Mit dieser Band jedenfalls erhielt Oliver im Mai 1921 ein Engagement im Pergola Dancing Pavilion in San Francisco. Der dortige Manager hatte Kid Ory gehört und eigentlich ihn engagieren wollen, doch der hatte bereits andere Pläne und empfahl Oliver. Zu Beginn ihrer Westküstentournee schloss sich die Band einer Vaudeville-Show an, in der die Musiker eine Art Südstaaten-Atmosphäre heraufbeschwören sollten, indem sie in Arbeits- und Farmklamotten auftraten – ein geradezu ikonisches Foto der Oliver-Band in Latzhosen aus dieser Zeit sollte es später es in fast sämtliche Bücher über den frühen Jazz schaffen.38 Am 17. Juni 1922 kehrte Oliver zurück nach Chicago und spielte mit der nun sogenannten King Oliver’s Creole Jazz Band im Lincoln Gardens auf der schwarzen South Side Chicagos. Mit dem Namen der Band lehnte er sich an andere Ensembles an, die das Wort Creole im Titel führten, insbesondere die Creole Band des Trompeters Freddie Keppard, die zwischen 1914 und 1918 große Erfolge auf den amerikanischen Varietébühnen gefeiert hatte. Die Konnotationen des Wortes Creole sind dabei vielfältig: Sie umfassen den Stolz auf die Abstammung von »free persons of color«, also noch vor der Abschaffung der Sklaverei freigelassenen Sklaven, aber auch auf einen helleren Teint der Hautfarbe – hier steht Creole dann für das, was anderswo als »Mulatte«, »Quadroon«, »Octoroon« bezeichnet wurde. Der früheren Creole Band übrigens gehörte auch der Bassist Bill Johnson an, mit dem Oliver gleich nach seiner Ankunft in Chicago spielte und der seinerseits in einigen der ersten Aufnahmen Olivers aus dem Jahr 1923 zu hören ist – als Banjospieler und mit einer kurzen Vokaleinlage, wenn er im ›Dippermouth Blues‹ in einem Break laut und anfeuernd »Oh Play That Thing!« ruft.

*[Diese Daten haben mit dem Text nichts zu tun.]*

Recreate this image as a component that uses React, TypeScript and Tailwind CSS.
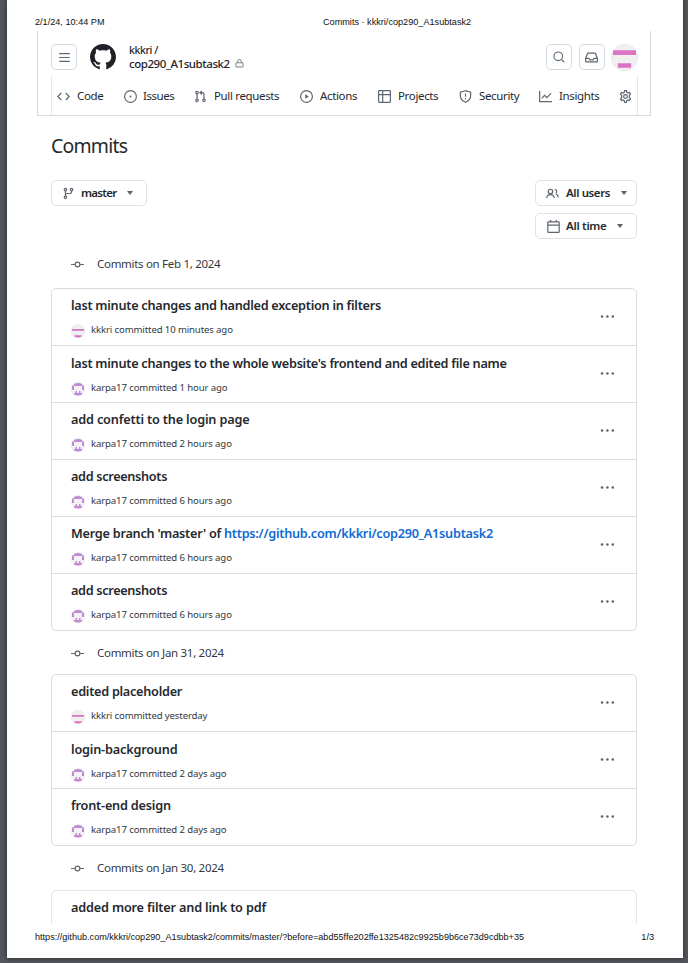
import React from "react";

const ICONS: Record<string, React.ReactNode> = {
  bars: <path d="M1.5 3.25h13M1.5 8h13M1.5 12.75h13" />,
  lock: (
    <>
      <path d="M4.75 6.5V4.2a3.25 3.25 0 0 1 6.5 0v2.3" />
      <rect x="1.75" y="6.75" width="12.5" height="7.5" rx=".8" />
    </>
  ),
  search: (
    <>
      <circle cx="7" cy="7" r="5.75" />
      <path d="m11.2 11.2 3.8 3.8" />
    </>
  ),
  inbox: (
    <path d="M.75 9.2v3.3c0 .6.5 1 1 1h12.5c.6 0 1-.4 1-1V9.2L12.9 3.1a1 1 0 0 0-1-.6H4.1a1 1 0 0 0-1 .6zM.9 9h3.9l1.3 2h3.8l1.3-2h3.9" />
  ),
  code: <path d="M5.2 3.7 1 8l4.2 4.3M10.8 3.7 15 8l-4.2 4.3" />,
  issue: (
    <>
      <circle cx="8" cy="8" r="7.25" />
      <circle cx="8" cy="8" r="1.2" fill="currentColor" stroke="none" />
    </>
  ),
  pull: (
    <>
      <circle cx="3.75" cy="3.25" r="1.5" />
      <circle cx="3.75" cy="12.75" r="1.5" />
      <circle cx="12.25" cy="12.75" r="1.5" />
      <path d="M3.75 4.8v6.4M12.25 11.2V5c0-1-.8-1.75-1.75-1.75H8M9.6 1 7.4 3.25l2.2 2.25" />
    </>
  ),
  play: (
    <>
      <circle cx="8" cy="8" r="7.25" />
      <path d="M6.4 5.2v5.6L10.9 8z" fill="currentColor" stroke="none" />
    </>
  ),
  table: (
    <path d="M1.75.75h12.5c.6 0 1 .4 1 1v12.5c0 .6-.4 1-1 1H1.75c-.6 0-1-.4-1-1V1.75c0-.6.4-1 1-1zM.75 5.75h14.5M5.75.75v14.5" />
  ),
  shield: (
    <>
      <path d="M8 .9 1.7 2.8v4.4c0 3.6 2.2 6.4 6.3 7.9 4.1-1.5 6.3-4.3 6.3-7.9V2.8z" />
      <path d="M8 4.5v3.8" />
      <circle cx="8" cy="10.7" r=".95" fill="currentColor" stroke="none" />
    </>
  ),
  graph: <path d="M.75 1v13.25H16M3.5 10.2l3.3-3.6 2.9 2.9 5.2-5.3" />,
  gear: (
    <>
      <path d="M6.9.9h2.2l.5 2 1.4.8 2-.6 1.2 2-1.5 1.5v2.8l1.5 1.5-1.2 2-2-.6-1.4.8-.5 2H6.9l-.5-2-1.4-.8-2 .6-1.2-2 1.5-1.5V6.6L1.8 5.1l1.2-2 2 .6 1.4-.8z" />
      <circle cx="8" cy="8" r="2.25" />
    </>
  ),
  branch: (
    <>
      <circle cx="4.25" cy="3.25" r="1.5" />
      <circle cx="4.25" cy="12.75" r="1.5" />
      <circle cx="11.75" cy="3.25" r="1.5" />
      <path d="M4.25 4.8v6.4M11.75 4.8v1.4c0 1-.8 1.8-1.75 1.8H6c-1 0-1.75.8-1.75 1.8" />
    </>
  ),
  people: (
    <>
      <circle cx="5.5" cy="5.5" r="2.75" />
      <path d="M.75 13.5a4.8 4.8 0 0 1 9.5 0M10.8 3.2a2.6 2.6 0 0 1 1.1 4.9M12 8.3c1.7.7 2.9 2.3 3.2 4.6" />
    </>
  ),
  calendar: (
    <path d="M1.9 2.25h12.2c.5 0 .9.4.9.9v11.2c0 .5-.4.9-.9.9H1.9c-.5 0-.9-.4-.9-.9V3.15c0-.5.4-.9.9-.9zM1 6.4h14M4.5 0v2.7M11.5 0v2.7" />
  ),
  commit: (
    <>
      <circle cx="8" cy="8" r="2.9" />
      <path d="M0 8h5M11 8h5" />
    </>
  ),
};

function Icon({ name, className = "" }: { name: string; className?: string }) {
  return (
    <svg viewBox="0 0 16 16" fill="none" stroke="currentColor" strokeWidth="1.5" className={`shrink-0 overflow-visible text-[#5f6770] ${className}`}>
      {ICONS[name]}
    </svg>
  );
}

function GithubMark() {
  return (
    <svg viewBox="0 0 16 16" className="h-[26px] w-[26px] shrink-0" fill="#1f2328">
      <path d="M8 0c4.42 0 8 3.58 8 8a8.013 8.013 0 0 1-5.45 7.59c-.4.08-.55-.17-.55-.38 0-.27.01-1.13.01-2.2 0-.75-.25-1.23-.54-1.48 1.78-.2 3.65-.88 3.65-3.95 0-.88-.31-1.59-.82-2.15.08-.2.36-1.02-.08-2.12 0 0-.67-.22-2.2.82-.64-.18-1.32-.27-2-.27-.68 0-1.36.09-2 .27-1.53-1.03-2.2-.82-2.2-.82-.44 1.1-.16 1.92-.08 2.12-.51.56-.82 1.28-.82 2.15 0 3.06 1.86 3.75 3.64 3.95-.23.2-.44.55-.51 1.07-.46.21-1.61.55-2.33-.66-.15-.24-.6-.83-1.23-.82-.67.01-.27.38.01.53.34.19.73.9.82 1.13.16.45.68 1.31 2.69.94 0 .67.01 1.3.01 1.49 0 .21-.15.45-.55.38A7.995 7.995 0 0 1 0 8c0-4.42 3.58-8 8-8Z" />
    </svg>
  );
}

function KkkriAvatar() {
  return (
    <svg viewBox="0 0 27 27" className="h-[27px] w-[27px] shrink-0">
      <circle cx="13.5" cy="13.5" r="13.2" fill="#f0f0f0" stroke="#dfe1e3" strokeWidth=".6" />
      <path d="M2 6.3h23v4.8H2zM6.8 19.2h13.4v4.6H6.8z" fill="#db74c4" />
    </svg>
  );
}

function KkkriSmallAvatar() {
  return (
    <svg viewBox="0 0 14 14" className="mt-[1px] h-[14px] w-[14px] shrink-0">
      <circle cx="7" cy="7" r="6.8" fill="#f0f0f0" stroke="#e4e1e6" strokeWidth=".4" />
      <path d="M1 5h12v1.8H1zM3.4 11.2h7.2v1.2c-2 1.4-5.2 1.4-7.2 0z" fill="#d873c2" />
    </svg>
  );
}

function KarpaAvatar() {
  return (
    <svg viewBox="0 0 14 14" className="mt-[1px] h-[14px] w-[14px] shrink-0">
      <circle cx="7" cy="7" r="6.8" fill="#f3f1f4" stroke="#e4e1e6" strokeWidth=".4" />
      <path d="M3 2Q7 0 11 2v1.5h2V8h-2V4H3v4H1V3.5h2zM3 11h1.5V9H6v2h2V9h1.5v2H11v1.5Q7 14.4 3 12.5z" fill="#c08bd4" />
    </svg>
  );
}

function Caret() {
  return <span className="ml-[1px] border-x-[3.5px] border-t-[4px] border-x-transparent border-t-[#59636e]" />;
}

function NavItem({ icon, label, className }: { icon: string; label: string; className: string }) {
  return (
    <div className={`flex shrink-0 items-center ${className}`}>
      <Icon name={icon} className="h-[13px] w-[13px]" />
      <span>{label}</span>
    </div>
  );
}

type Commit = { title: string; link?: string; user: string; when: string; height: string; pad?: string; tracking?: string };

function CommitRow({ c, last }: { c: Commit; last: boolean }) {
  return (
    <div className={`flex justify-between pr-[21px] pl-[19px] ${c.height} ${last ? "" : "border-b border-[#dcdfe2]"}`}>
      <div className={c.pad ?? "pt-[6px]"}>
        <div className={`h-[20px] text-[12.7px] leading-[20px] font-semibold text-[#25292e] ${c.tracking ?? "tracking-[-0.27px]"}`}>
          {c.title}
          {c.link && <span className="text-[#0f69d2]">{c.link}</span>}
        </div>
        <div className="mt-[6px] flex h-[18px] items-center gap-[6px] text-[9.6px] leading-[18px] tracking-[-0.13px] text-[#33383d]">
          {c.user === "kkkri" ? <KkkriSmallAvatar /> : <KarpaAvatar />}
          <span>
            {c.user} committed {c.when}
          </span>
        </div>
      </div>
      <svg viewBox="0 0 15 3" className="mb-[1px] h-[3px] w-[15px] self-center fill-[#59636e]">
        <circle cx="2" cy="1.5" r="1.25" />
        <circle cx="7.4" cy="1.5" r="1.25" />
        <circle cx="12.8" cy="1.5" r="1.25" />
      </svg>
    </div>
  );
}

function DayHeading({ label, className }: { label: string; className: string }) {
  return (
    <div className={`flex items-center gap-[13px] pl-[20px] text-[11.5px] leading-none tracking-[-0.3px] text-[#33383d] ${className}`}>
      <Icon name="commit" className="h-[13px] w-[13px]" />
      <span>{label}</span>
    </div>
  );
}

const FEB1: Commit[] = [
  { title: "last minute changes and handled exception in filters", user: "kkkri", when: "10 minutes ago", height: "h-[57px]" },
  { title: "last minute changes to the whole website's frontend and edited file name", user: "karpa17", when: "1 hour ago", height: "h-[57px]", pad: "pt-[7px]" },
  { title: "add confetti to the login page", user: "karpa17", when: "2 hours ago", height: "h-[57px]", tracking: "tracking-[-0.17px]" },
  { title: "add screenshots", user: "karpa17", when: "6 hours ago", height: "h-[57px]", tracking: "tracking-[-0.33px]" },
  { title: "Merge branch 'master' of ", link: "https://github.com/kkkri/cop290_A1subtask2", user: "karpa17", when: "6 hours ago", height: "h-[57px]", tracking: "tracking-[-0.25px]" },
  { title: "add screenshots", user: "karpa17", when: "6 hours ago", height: "h-[56px]", tracking: "tracking-[-0.33px]" },
];

const JAN31: Commit[] = [
  { title: "edited placeholder", user: "kkkri", when: "yesterday", height: "h-[57px]" },
  { title: "login-background", user: "karpa17", when: "2 days ago", height: "h-[57px]", pad: "pt-[7px]", tracking: "tracking-[-0.19px]" },
  { title: "front-end design", user: "karpa17", when: "2 days ago", height: "h-[56px]", tracking: "tracking-[-0.2px]" },
];

function CommitList({ commits }: { commits: Commit[] }) {
  return (
    <div className="rounded-[5px] border border-[#d8dcdf]">
      {commits.map((c, i) => (
        <CommitRow key={i} c={c} last={i === commits.length - 1} />
      ))}
    </div>
  );
}

export default function App() {
  return (
    <div className="h-[963px] w-[688px] overflow-hidden bg-[#54585d] pr-[5px] pl-[7px] font-['Noto_Sans','Open_Sans',sans-serif]">
      <div className="flex h-[958px] flex-col bg-white shadow-[0_0_5px_1px_#33373b]">
        <div className="flex h-[31px] shrink-0 items-center pt-[14px] pl-[28px] font-['Liberation_Sans',Arial,sans-serif] text-[9.13px] leading-none text-[#111]">
          <span className="w-[288px]">2/1/24, 10:44 PM</span>
          <span>Commits · kkkri/cop290_A1subtask2</span>
        </div>

        <header className="mr-[32px] ml-[30px] h-[85px] shrink-0 border-x border-b border-[#d5dade] pr-[12px] pl-[13px]">
          <div className="flex h-[45px] items-center pt-[7px]">
            <div className="flex size-[26px] items-center justify-center rounded-[5px] border border-[#d1d9e0]">
              <Icon name="bars" className="h-[13px] w-[13px]" />
            </div>
            <div className="ml-[13px]">
              <GithubMark />
            </div>
            <div className="ml-[13px] flex-1 text-[11.5px] leading-[13px] font-medium tracking-[-0.44px] text-[#1f2328]">
              <div className="text-[10.5px] leading-[13px] tracking-[-0.4px]">kkkri /</div>
              <div className="flex items-center gap-[5px]">
                <span>cop290_A1subtask2</span>
                <Icon name="lock" className="h-[9px] w-[9px]" />
              </div>
            </div>
            <div className="flex size-[26px] items-center justify-center rounded-[5px] border border-[#d1d9e0]">
              <Icon name="search" className="h-[12px] w-[12px]" />
            </div>
            <div className="mx-[6.5px] flex size-[26px] items-center justify-center rounded-[5px] border border-[#d1d9e0]">
              <Icon name="inbox" className="h-[13px] w-[13px]" />
            </div>
            <KkkriAvatar />
          </div>
          <nav className="flex h-[39px] items-center border-x border-[#e3e7ea] pt-[1px] pl-[5px] text-[11.5px] leading-none tracking-[-0.35px] text-[#25292e]">
            <NavItem icon="code" label="Code" className="w-[67px] gap-[7px]" />
            <NavItem icon="issue" label="Issues" className="w-[70px] gap-[6px] tracking-[-0.45px]" />
            <NavItem icon="pull" label="Pull requests" className="w-[106px] gap-[7px]" />
            <NavItem icon="play" label="Actions" className="w-[78px] gap-[7px]" />
            <NavItem icon="table" label="Projects" className="w-[81px] gap-[7px]" />
            <NavItem icon="shield" label="Security" className="w-[80px] gap-[7px]" />
            <NavItem icon="graph" label="Insights" className="w-[80px] gap-[7px]" />
            <Icon name="gear" className="h-[13px] w-[13px]" />
          </nav>
        </header>

        <main className="mr-[46px] ml-[44px] h-[808px] shrink-0 overflow-hidden">
          <h1 className="h-[64px] pt-[18px] text-[19.4px] leading-[24px] tracking-[-0.75px] text-[#25292e]">Commits</h1>
          <div className="flex h-[59px] items-start justify-between text-[11.5px] leading-none font-semibold tracking-[-0.4px] text-[#25292e]">
            <div className="flex h-[26px] w-[96px] items-center rounded-[5px] border border-[#dfe2e5] pl-[10px]">
              <Icon name="branch" className="h-[13px] w-[13px]" />
              <span className="ml-[6px] w-[45px] tracking-[-0.7px]">master</span>
              <Caret />
            </div>
            <div className="flex flex-col gap-[7px]">
              <div className="flex h-[26px] w-[102px] items-center rounded-[5px] border border-[#dfe2e5] pl-[10px]">
                <Icon name="people" className="h-[13px] w-[13px]" />
                <span className="ml-[7px] w-[54px]">All users</span>
                <Caret />
              </div>
              <div className="flex h-[26px] w-[102px] items-center rounded-[5px] border border-[#dfe2e5] pl-[11px]">
                <Icon name="calendar" className="h-[13px] w-[13px]" />
                <span className="ml-[6px] w-[50px] tracking-[-0.3px]">All time</span>
                <Caret />
              </div>
            </div>
          </div>
          <DayHeading label="Commits on Feb 1, 2024" className="h-[49px] pt-[1px]" />
          <CommitList commits={FEB1} />
          <DayHeading label="Commits on Jan 31, 2024" className="h-[43px] pt-[1px]" />
          <CommitList commits={JAN31} />
          <DayHeading label="Commits on Jan 30, 2024" className="h-[44px]" />
          <div className="h-[60px] rounded-t-[5px] border border-[#e3e6e9] pt-[6px] pl-[19px] text-[12.7px] leading-[20px] font-semibold tracking-[-0.18px] text-[#25292e]">
            added more filter and link to pdf
          </div>
        </main>

        <footer className="flex h-[34px] shrink-0 items-center justify-between pr-[29px] pb-[7px] pl-[28px] font-['Liberation_Sans',Arial,sans-serif] text-[9.11px] leading-none text-[#111]">
          <span>https://github.com/kkkri/cop290_A1subtask2/commits/master/?before=abd55ffe202ffe1325482c9925b9b6ce73d9cdbb+35</span>
          <span>1/3</span>
        </footer>
      </div>
    </div>
  );
}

The King Oliver Band, 1922 (v. l. n. r.): Minor »Ram« Hall, Honore Dutrey, King Oliver, Lil Hardin, David Jones, Johnny Dodds, James Parloo, Ed Garland (Fotoarchiv, Jazzinstitut Darmstadt)

Der Lincoln Gardens war Anfang des Jahrhunderts als Royal Gardens eröffnet worden. Bill Johnson und seine Original Creole Band hatten 1918 hier gespielt. 1921 wurde der Ballsaal umbenannt, und in der Lokalzeitung wurde vom Lincoln Gardens meist vor allem wegen der Kleinkriminalität um das Veranstaltungslokal herum berichtet. Von Trinkorgien liest man, von Schlägereien, Schießereien und dem einen oder anderen Mord. Tausend Menschen konnten in dem Saal unter einer Spiegelkugel an der Decke tanzen – in der Aufmachung durchaus vergleichbar mit Diskotheken der 1970er Jahre. Ende 1924 brannte der Lincoln Gardens aus und wurde 1925 wiedereröffnet. Nun hieß der Saal erst New Charleston Café, dann Café de Paris, bevor er wahrscheinlich im Zuge von Mafiastreitereien durch eine Bombe zerstört wurde.